The result is very similar to the previous one, because other types of error are much smaller than the shape noise.
inds = np.digitize(r[sel_bg], bins)
e_t_mean_list = []
e_t_lerr_list = []
e_t_herr_list = []
e_x_mean_list = []
e_x_lerr_list = []
e_x_herr_list = []
for i in range(1, len(bins)):
sel = inds == i
mean, lerr, herr = get_stat(np.ma.getdata(e_t[sel_bg][sel]))
e_t_mean_list.append(mean)
e_t_lerr_list.append(lerr)
e_t_herr_list.append(herr)
mean, lerr, herr = get_stat(np.ma.getdata(e_x[sel_bg][sel]))
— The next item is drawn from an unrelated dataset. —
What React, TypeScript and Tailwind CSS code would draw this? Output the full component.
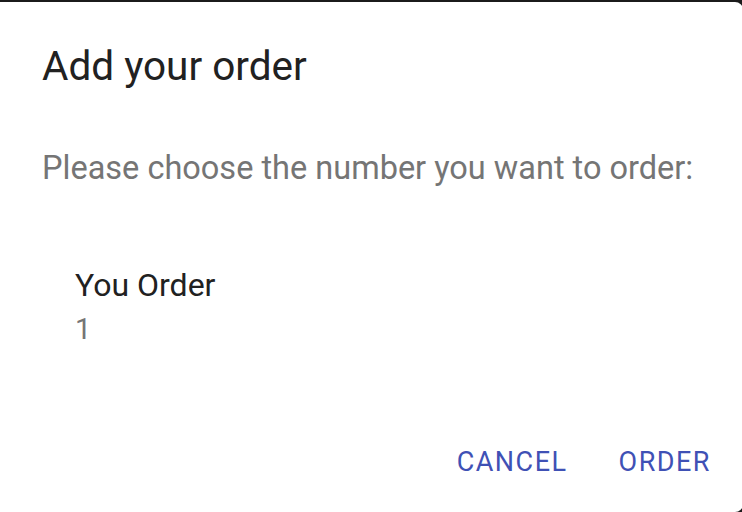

e_x_mean_list.append(mean)
e_x_lerr_list.append(lerr)
e_x_herr_list.append(herr)
plt.figure()
plt.errorbar(mid, e_t_mean_list, [e_t_lerr_list, e_t_herr_list],
fmt='o', label='e_t')
plt.errorbar(mid+r_max*0.03, e_x_mean_list, [e_x_lerr_list, e_x_herr_list],
fmt='x', label='e_x')
plt.axhline(0, c='k', ls=':')
plt.xlabel('r [arcmin]')
plt.ylabel('<e_i>')
_ = plt.legend()
Figure 8: Mean shape profile with error bars estimated by bootstrapping.
5. Exercises for the learner¶
- Use a large cutout (see the notebook DP02_03a, Image Display and Manipulation) to obtain a big coadd image, instead of using the Butler in this case.
- Similar to the analysis of background sources here, test the shape distribution of cluster member galaxies, using the RS selection described above. Both the mean tangential and cross ellipticities are expected to be zero, because there is no lensing effect on cluster galaxies. The member galaxies may exist a small alightment due to gravity (instrinsic alignment), but this effect is much smaller than lensing.
- Test other clusters in the DP02 data.
Note: It is encouraged that researchers join the LSST Dark Energy Science Collaboration (DESC) to carry out cosmological studies using the Rubin data.